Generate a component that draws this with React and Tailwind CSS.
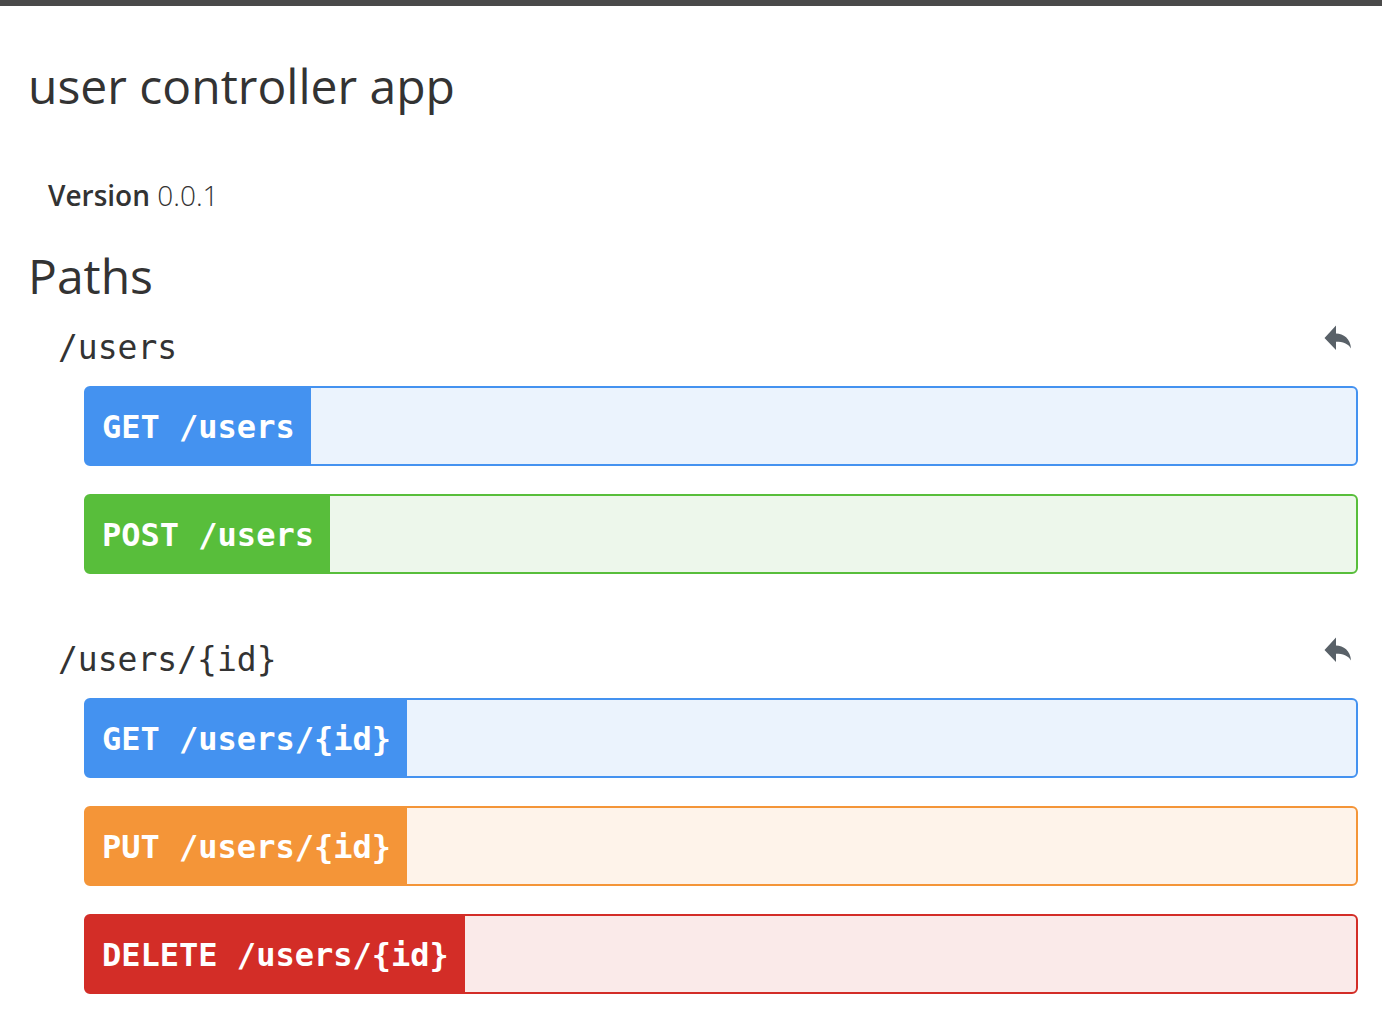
const styles = {
  GET: { panel: "border-[#4492f0] bg-[#ebf3fd]", label: "bg-[#4492f0]" },
  POST: { panel: "border-[#58be3b] bg-[#edf7eb]", label: "bg-[#58be3b]" },
  PUT: { panel: "border-[#f49538] bg-[#fef3ea]", label: "bg-[#f49538]" },
  DELETE: { panel: "border-[#d32d27] bg-[#faeae9]", label: "bg-[#d32d27]" },
};

const paths = [
  { path: "/users", methods: ["GET", "POST"] },
  { path: "/users/{id}", methods: ["GET", "PUT", "DELETE"] },
];

function BackIcon() {
  return (
    <svg viewBox="0 0 28 28" className="size-7 fill-[#596168]" aria-hidden="true">
      <path d="M0.5 14 12 1.500v8c7.500 .3 14.500 5 15 15C24 19.500 19 17.800 12 17.800V26z" />
    </svg>
  );
}

function Operation({ method, path }) {
  return (
    <article className={`flex rounded-md border-2 ${styles[method].panel}`}>
      <h4
        className={`px-4 pt-[17px] pb-[15px] font-['DejaVu_Sans_Mono',monospace] text-[32px] leading-[44px] font-bold whitespace-nowrap text-white ${styles[method].label}`}
      >
        {method} {path}
      </h4>
    </article>
  );
}

function PathSection({ path, methods }) {
  return (
    <section id={path} className="pr-6 pl-[58px]">
      <div className="flex items-start justify-between pr-[6px]">
        <h3 className="pt-0.5 font-['DejaVu_Sans_Mono',monospace] text-[33px] leading-[44px] text-[#333333]">{path}</h3>
        <a href="#top" aria-label="Back to top" className="block">
          <BackIcon />
        </a>
      </div>
      <div className="mt-4 flex flex-col gap-7 pl-[26px]">
        {methods.map((m) => (
          <Operation key={m} method={m} path={path} />
        ))}
      </div>
    </section>
  );
}

export default function App() {
  return (
    <div id="top" className="border-t-[6px] border-[#4a4a4a] bg-white pb-7 font-['Open_Sans',sans-serif] text-[#333333]">
      <h1 className="mt-[46px] pl-7 text-[48px] leading-[68px]">user controller app</h1>
      <p className="mt-[55px] pl-12 text-[28px] leading-10 font-light">
        <b className="font-semibold">Version</b> 0.0.1
      </p>
      <h2 className="mt-[27px] pl-7 text-[48px] leading-[68px]">Paths</h2>
      <div className="mt-[14px] flex flex-col gap-[62px]">
        {paths.map((p) => (
          <PathSection key={p.path} {...p} />
        ))}
      </div>
    </div>
  );
}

● ● ● ● ● ● ●

In the copy, include no pictures; restate the listing above exactly.

▶ **Result for this task**:
Generate a component that draws this with React and Tailwind CSS.
const styles = {
  GET: { panel: "border-[#4492f0] bg-[#ebf3fd]", label: "bg-[#4492f0]" },
  POST: { panel: "border-[#58be3b] bg-[#edf7eb]", label: "bg-[#58be3b]" },
  PUT: { panel: "border-[#f49538] bg-[#fef3ea]", label: "bg-[#f49538]" },
  DELETE: { panel: "border-[#d32d27] bg-[#faeae9]", label: "bg-[#d32d27]" },
};

const paths = [
  { path: "/users", methods: ["GET", "POST"] },
  { path: "/users/{id}", methods: ["GET", "PUT", "DELETE"] },
];

function BackIcon() {
  return (
    <svg viewBox="0 0 28 28" className="size-7 fill-[#596168]" aria-hidden="true">
      <path d="M0.5 14 12 1.500v8c7.500 .3 14.500 5 15 15C24 19.500 19 17.800 12 17.800V26z" />
    </svg>
  );
}

function Operation({ method, path }) {
  return (
    <article className={`flex rounded-md border-2 ${styles[method].panel}`}>
      <h4
        className={`px-4 pt-[17px] pb-[15px] font-['DejaVu_Sans_Mono',monospace] text-[32px] leading-[44px] font-bold whitespace-nowrap text-white ${styles[method].label}`}
      >
        {method} {path}
      </h4>
    </article>
  );
}

function PathSection({ path, methods }) {
  return (
    <section id={path} className="pr-6 pl-[58px]">
      <div className="flex items-start justify-between pr-[6px]">
        <h3 className="pt-0.5 font-['DejaVu_Sans_Mono',monospace] text-[33px] leading-[44px] text-[#333333]">{path}</h3>
        <a href="#top" aria-label="Back to top" className="block">
          <BackIcon />
        </a>
      </div>
      <div className="mt-4 flex flex-col gap-7 pl-[26px]">
        {methods.map((m) => (
          <Operation key={m} method={m} path={path} />
        ))}
      </div>
    </section>
  );
}

export default function App() {
  return (
    <div id="top" className="border-t-[6px] border-[#4a4a4a] bg-white pb-7 font-['Open_Sans',sans-serif] text-[#333333]">
      <h1 className="mt-[46px] pl-7 text-[48px] leading-[68px]">user controller app</h1>
      <p className="mt-[55px] pl-12 text-[28px] leading-10 font-light">
        <b className="font-semibold">Version</b> 0.0.1
      </p>
      <h2 className="mt-[27px] pl-7 text-[48px] leading-[68px]">Paths</h2>
      <div className="mt-[14px] flex flex-col gap-[62px]">
        {paths.map((p) => (
          <PathSection key={p.path} {...p} />
        ))}
      </div>
    </div>
  );
}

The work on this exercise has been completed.